Mark Thompson is the New York Times CEO and former director general of the BBC.
His new book, Enough Said: What's Gone Wrong with the Language of Politics? examines political rhetoric, spin and biased reporting post the US presidential election and Brexit.
He says we live in surprising times politically.
“Even the victors have been surprised in many ways. Nigel Farage conceded defeat when the [Brexit] polls closed only to discover a few hours later his side had won. It was quite clear many Republicans thought it was going to be the Democrat’s night last week.
“That’s added to this sense of astonishment and discombobulation which is sweeping much of the western world.”
He believes political rhetoric has been degraded.
“I think that has its roots in the way the language, and the discourse, the whole world view of elites and those of many ordinary people has got increasingly divided.”
“The power to unite of political language has become weaker with the consequences we can see.”
In the US election Donald Trump rejected conventional political rhetoric, he says. Making no attempt to present complex policy positions.
“He was asked ‘what’s your policy for the economy?’ and he said: Jobs, jobs jobs.
“That’s got a lot of impact a simple way of saying what his top priority is but it doesn’t begin to explain how he’s going to do that.”
He says that’s why many Americans, even those that voted for Trump, have no idea what he’s going to do.
Trump used dynamic, short sentences to great effect, he says.
“’We’ve got to build a wall’ was the phrase that got his campaign going.
“A short staccato way of talking, it’s the language of the general, of Julius Caesar ‘I came, I saw, I conquered’ or ‘I’m not a lawyer, I’m not a politician I’m just a plain man of action.’”
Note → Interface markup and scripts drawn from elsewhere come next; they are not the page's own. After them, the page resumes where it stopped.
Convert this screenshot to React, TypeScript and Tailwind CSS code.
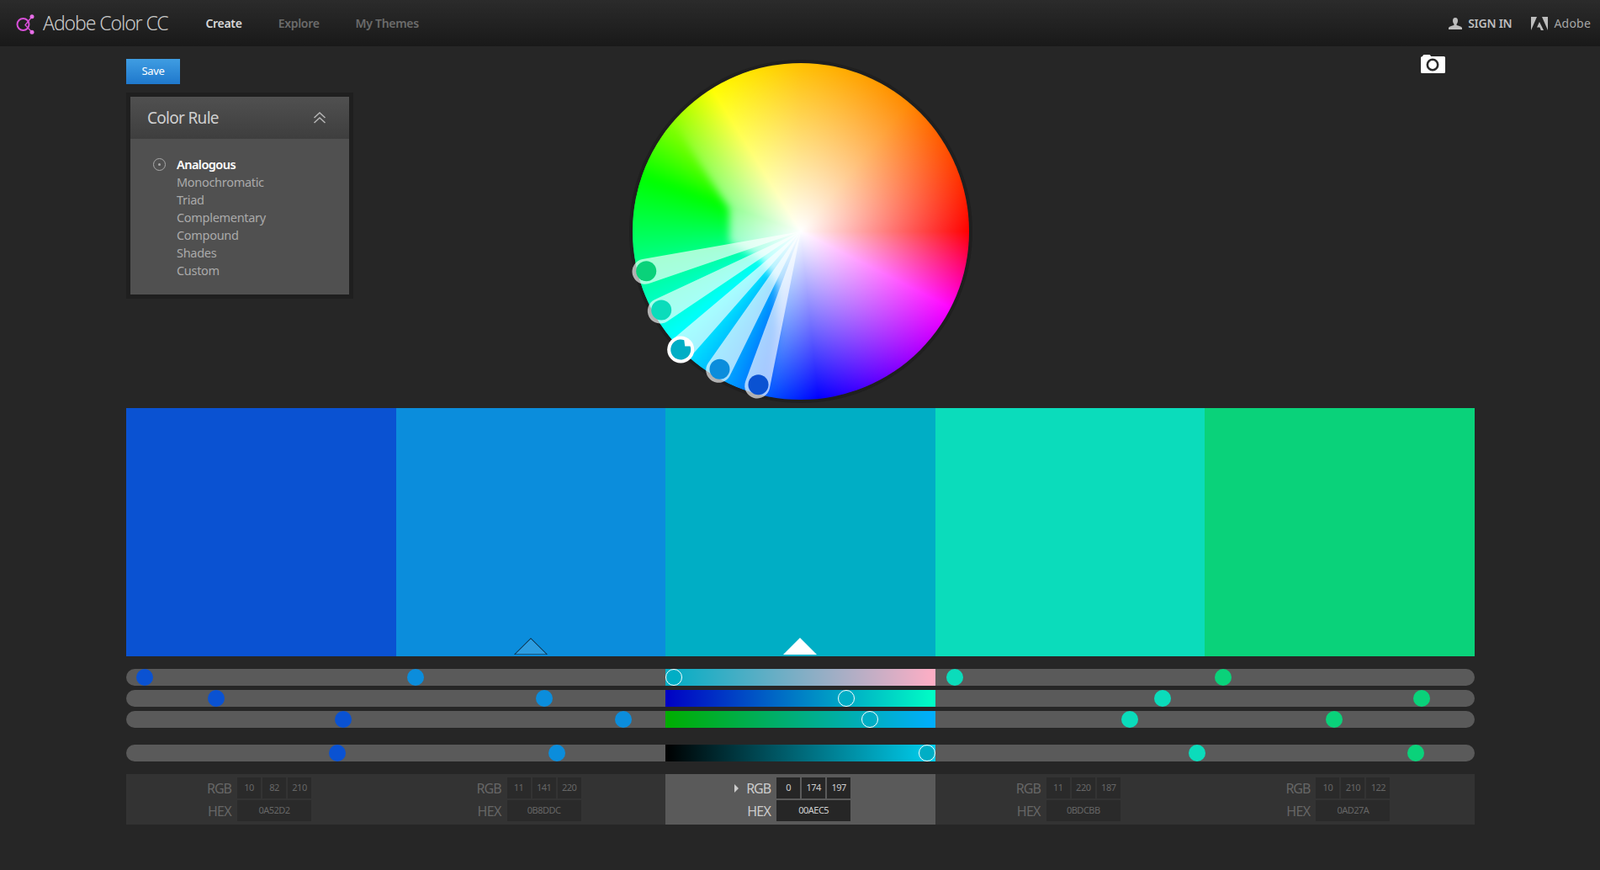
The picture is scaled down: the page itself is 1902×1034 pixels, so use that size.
const CX = 205;
const CY = 205;

// handles, in wheel coordinates (ring = outer circle, dot = colour)
const handles = [
  { ring: [19.5, 252.8], dot: [21.2, 252.2], color: "#0AD27A" },
  { ring: [37.8, 299.5], dot: [39.2, 298.5], color: "#0BDCBB" },
  { ring: [61.8, 345.2], dot: [62.2, 345.5], color: "#00AEC5", active: true },
  { ring: [107.2, 369.8], dot: [108.5, 368.8], color: "#0B8DDC" },
  { ring: [153.2, 388.5], dot: [154.5, 387.2], color: "#0A52D2" },
];

function spokePath(px: number, py: number, r: number) {
  const dx = px - CX;
  const dy = py - CY;
  const d = Math.hypot(dx, dy);
  const a = Math.atan2(dy, dx);
  const al = Math.asin(r / d);
  const len = Math.sqrt(d * d - r * r);
  const x1 = CX + len * Math.cos(a + al);
  const y1 = CY + len * Math.sin(a + al);
  const x2 = CX + len * Math.cos(a - al);
  const y2 = CY + len * Math.sin(a - al);
  return `M${CX} ${CY} L${x1} ${y1} A${r} ${r} 0 1 0 ${x2} ${y2} Z`;
}

function Wheel() {
  return (
    <div className="relative mt-[20px] h-[400px] w-[400px] rounded-full shadow-[0_0_0_4px_#1f1f1f]">
      <div className="absolute inset-0 overflow-hidden rounded-full bg-[conic-gradient(from_0deg,#ffc000_0deg,#ff8800_40deg,#ff0000_90deg,#ff00ff_117deg,#a000ff_139deg,#0000ff_174deg,#00a0ff_206deg,#00ffff_230deg,#00ff90_257deg,#00ff00_289deg,#ffff00_328deg,#ffc000_360deg)]">
        <div className="absolute inset-0 bg-[radial-gradient(circle_closest-side,#ffffff_0%,rgba(255,255,255,0)_100%)]" />
        {/* the saturated patch through the greens and cyans */}
        <div className="absolute inset-0 blur-[5px]">
          <div className="absolute inset-0 bg-[conic-gradient(from_0deg,#ffc000_0deg,#ff8800_40deg,#ff0000_90deg,#ff00ff_117deg,#a000ff_139deg,#0000ff_174deg,#00a0ff_206deg,#00ffff_230deg,#00ff90_257deg,#00ff00_289deg,#ffff00_328deg,#ffc000_360deg)] [clip-path:polygon(0%_19%,13%_19.3%,28.8%_43.4%,28.8%_53.4%,38%_58%,43%_66%,43%_80%,40%_100%,0%_100%)]" />
        </div>
      </div>
      <svg className="absolute -left-[5px] -top-[5px] overflow-visible" width="410" height="410" viewBox="0 0 410 410">
        {handles.map((h) => (
          <path key={h.color} d={spokePath(h.ring[0], h.ring[1], 15)} fill="#fff" fillOpacity={0.65} />
        ))}
        {handles.map((h) =>
          h.active ? (
            <g key={h.color} transform={`translate(${h.dot[0]} ${h.dot[1]})`}>
              <circle r="16" fill="#fff" />
              <path d="M5 -4 L11.3 -4.1 A12 12 0 1 1 4.1 -11.3 Z" fill={h.color} />
            </g>
          ) : (
            <circle key={h.color} cx={h.dot[0]} cy={h.dot[1]} r="12" fill={h.color} />
          )
        )}
      </svg>
    </div>
  );
}

const swatches = ["#0A52D2", "#0B8DDC", "#00AEC5", "#0BDCBB", "#0AD27A"];

const sliders = [
  {
    gradient: "bg-[linear-gradient(to_right,#00aec5,#ffaec5)]",
    knob: 650.5,
    dots: [21.5, 343.8, 984.8, 1304],
    className: "",
  },
  {
    gradient: "bg-[linear-gradient(to_right,#0000c5,#00ffc5)]",
    knob: 856,
    dots: [107, 496.5, 1231.5, 1539.5],
    className: "mt-[5px]",
  },
  {
    gradient: "bg-[linear-gradient(to_right,#00ae00,#00aeff)]",
    knob: 884,
    dots: [257.7, 590.8, 1192.8, 1435.5],
    className: "mt-[5px]",
  },
  {
    gradient: "bg-[linear-gradient(to_right,#000000,#00d0f0)]",
    knob: 952,
    dots: [251, 511.8, 1272.8, 1533],
    className: "mt-[20px]",
  },
];

const dotColors = ["#0A52D2", "#0B8DDC", "#0BDCBB", "#0AD27A"];

const infos = [
  { rgb: ["10", "82", "210"], hex: "0A52D2" },
  { rgb: ["11", "141", "220"], hex: "0B8DDC" },
  { rgb: ["0", "174", "197"], hex: "00AEC5", active: true },
  { rgb: ["11", "220", "187"], hex: "0BDCBB" },
  { rgb: ["10", "210", "122"], hex: "0AD27A" },
];

const rules = ["Monochromatic", "Triad", "Complementary", "Compound", "Shades", "Custom"];

function Slider({ s }: { s: (typeof sliders)[number] }) {
  return (
    <div className={`relative grid h-5 grid-cols-5 rounded-full bg-[#5a5a5a] ${s.className}`}>
      <div className={`col-start-3 h-5 ${s.gradient}`} />
      {s.dots.map((x, i) => (
        <span
          key={i}
          className="absolute top-0 h-5 w-5 -translate-x-1/2 rounded-full"
          style={{ left: x, backgroundColor: dotColors[i] }}
        />
      ))}
      <span
        className="absolute top-0 h-5 w-5 -translate-x-1/2 rounded-full border border-white bg-[#00aec5]"
        style={{ left: s.knob }}
      />
    </div>
  );
}

function Info({ rgb, hex, active }: { rgb: string[]; hex: string; active?: boolean }) {
  const box = active ? "bg-[#262626] text-[#cfcfcf]" : "bg-[#2a2a2a] text-[#666666]";
  const label = active ? "text-[#cccccc]" : "text-[#666666]";
  return (
    <div className={`flex h-[60px] flex-col gap-[2px] pt-[4px] ${active ? "bg-[#5a5a5a]" : "bg-[#333333]"}`}>
      <div className="flex h-[25px] items-center">
        <div className={`relative w-[125px] text-right text-[16px] tracking-[-1px] ${label}`}>
          {active && (
            <span className="absolute left-[82px] top-[7px] h-0 w-0 border-y-[5px] border-l-[5px] border-y-transparent border-l-[#cccccc]" />
          )}
          RGB
        </div>
        <div className="ml-[7px] flex gap-[2px]">
          {rgb.map((v) => (
            <div key={v} className={`flex h-[25px] w-[28px] items-center justify-center text-[11px] tracking-[-0.5px] ${box}`}>
              {v}
            </div>
          ))}
        </div>
      </div>
      <div className="flex h-[25px] items-center">
        <div className={`w-[125px] text-right text-[16px] tracking-[-0.7px] ${label}`}>HEX</div>
        <div className={`ml-[7px] flex h-[25px] w-[88px] items-center justify-center text-[11px] tracking-[-0.5px] ${box}`}>
          {hex}
        </div>
      </div>
    </div>
  );
}

export default function App() {
  return (
    <div className="min-h-screen bg-[#262626] font-['Open_Sans',sans-serif]">
      {/* Top bar */}
      <header className="flex h-[55px] items-center bg-[linear-gradient(to_bottom,#2b2b2b,#191919)] pl-[18px] pr-[11px]">
        <svg width="24" height="26" viewBox="0 0 24 26" className="shrink-0">
          <circle cx="9.5" cy="14" r="7" fill="none" stroke="#d84fd8" strokeWidth="2" />
          <path d="M20 4.7 L12 14.7 L20 23.3" fill="none" stroke="#d84fd8" strokeWidth="1.4" />
          <circle cx="20" cy="4.7" r="2.5" fill="#e86fe8" />
          <circle cx="20" cy="23.3" r="2.5" fill="#e86fe8" />
        </svg>
        <div className="ml-[9px] text-[23px] font-light tracking-[-1.1px] text-[#c9c9c9]">Adobe Color CC</div>
        <nav className="ml-[45px] flex items-center gap-[43px] text-[14px] tracking-[-0.3px]">
          <a className="font-semibold text-[#d8d8d8]">Create</a>
          <a className="font-semibold text-[#6b6b6b]">Explore</a>
          <a className="font-semibold text-[#6b6b6b]">My Themes</a>
        </nav>
        <div className="ml-auto flex items-center">
          <svg width="16" height="14" viewBox="0 0 16 14" fill="#bdbdbd">
            <path d="M8 0 C10.2 0 11 1.6 11 3.6 C11 5.4 10.3 6.8 9.6 7.6 L9.6 9 C12 9.6 15.5 10.6 16 12 L16 14 L0 14 L0 12 C0.5 10.6 4 9.6 6.4 9 L6.4 7.6 C5.7 6.8 5 5.4 5 3.6 C5 1.6 5.8 0 8 0 Z" />
          </svg>
          <span className="ml-[7px] text-[14px] font-semibold tracking-[-0.25px] text-[#bdbdbd]">SIGN IN</span>
          <svg className="ml-[23px]" width="20" height="16" viewBox="0 0 20 16" fill="#bdbdbd">
            <path d="M0 0 H7 L0 16 Z M13 0 H20 V16 Z M10 6 L15 16 H11.8 L10.4 12.6 H7 Z" />
          </svg>
          <span className="ml-[7px] text-[14px] tracking-[0.2px] text-[#a6a6a6]">Adobe</span>
        </div>
      </header>

      <main className="ml-[150px] w-[1603px]">
        {/* Save + rule panel, wheel, camera */}
        <div className="grid h-[430px] grid-cols-[1fr_400px_1fr]">
          <div>
            <button className="mt-[15px] block h-[30px] w-[64px] bg-[linear-gradient(to_bottom,#3f9de2,#1f78cc)] text-[13px] tracking-[-0.3px] text-white">
              Save
            </button>
            <div className="mt-[10px] w-[270px] border-[5px] border-[#1f1f1f] bg-[#505050]">
              <div className="flex h-[50px] items-center justify-between bg-[linear-gradient(to_bottom,#505050,#3e3e3e)] pl-[20px] pr-[27px]">
                <span className="text-[19px] tracking-[-0.7px] text-[#d0d0d0]">Color Rule</span>
                <svg width="16" height="14" viewBox="0 0 16 14" fill="none" stroke="#b5b5b5" strokeWidth="1.5">
                  <path d="M1.5 7 L8 1 L14.5 7 M1.5 13 L8 7 L14.5 13" />
                </svg>
              </div>
              <ul className="h-[185px] pt-[20px] text-[14.5px] leading-[21px] tracking-[-0.3px] text-[#aaaaaa]">
                <li className="relative pl-[55px] font-semibold tracking-[-0.55px] text-white">
                  <span className="absolute left-[27px] top-[3px] flex h-[15px] w-[15px] items-center justify-center rounded-full border-[1.5px] border-[#aaaaaa]">
                    <span className="h-[3px] w-[3px] rounded-full bg-[#aaaaaa]" />
                  </span>
                  Analogous
                </li>
                {rules.map((r) => (
                  <li key={r} className="pl-[55px]">
                    {r}
                  </li>
                ))}
              </ul>
            </div>
          </div>
          <Wheel />
          <div className="flex justify-end pr-[35px]">
            <svg className="mt-[10px]" width="29" height="22" viewBox="0 0 29 22">
              <path d="M2 2 L2.5 1 Q3 0 4 0 H10 Q11 0 11.5 1 L12 2 H27.5 Q29 2 29 3.5 V20.5 Q29 22 27.5 22 H1.5 Q0 22 0 20.5 V3.5 Q0 2 2 2 Z" fill="#fff" />
              <circle cx="14" cy="12" r="6.2" fill="none" stroke="#2a2a2a" strokeWidth="2.6" />
            </svg>
          </div>
        </div>

        {/* Swatches */}
        <div className="grid h-[295px] grid-cols-5">
          {swatches.map((c, i) => (
            <div key={c} className="relative" style={{ backgroundColor: c }}>
              {i === 1 && (
                <svg className="absolute bottom-[2px] left-1/2 -translate-x-1/2" width="40" height="20" viewBox="0 0 40 20">
                  <path d="M20 0.7 L39.5 20 H0.5 Z" fill="#fff" fillOpacity={0.14} stroke="#0b1722" strokeWidth="1" />
                </svg>
              )}
              {i === 2 && (
                <svg className="absolute bottom-[2px] left-1/2 -translate-x-1/2" width="40" height="20" viewBox="0 0 40 20">
                  <path d="M20 0 L40 20 H0 Z" fill="#fff" />
                </svg>
              )}
            </div>
          ))}
        </div>

        {/* Sliders */}
        <div className="mt-[15px]">
          {sliders.map((s) => (
            <Slider key={s.knob} s={s} />
          ))}
        </div>

        {/* Values */}
        <div className="mt-[15px] grid grid-cols-5">
          {infos.map((c) => (
            <Info key={c.hex} {...c} />
          ))}
        </div>
      </main>
    </div>
  );
}
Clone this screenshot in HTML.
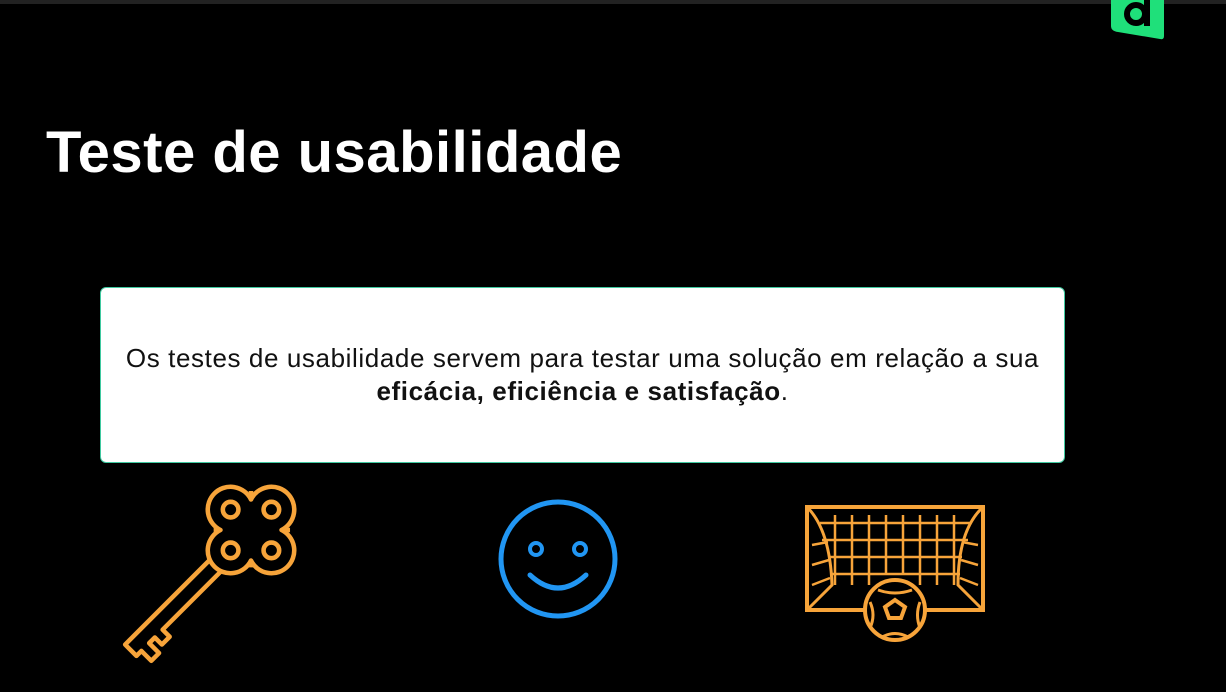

He says that kind of rhetoric has coincided with the compressed nature of much social media.
“Super-short statements like that work brilliantly on Twitter and Facebook. But we haven’t found a way of holding politicians who are using those two channels of communications to account.”
He says populist politicians throughout the world are using story and myth rather than facts and this is nothing new in politics.
“What matters more than the endless facts technocrats spit out is how do we feel about ourselves? What is our story about ourselves? Often that story is about a community which faces challenges from others.
“What many people conclude is what matters is what feels true, the story, the narrative, the myth that feels true may drown out the facts.”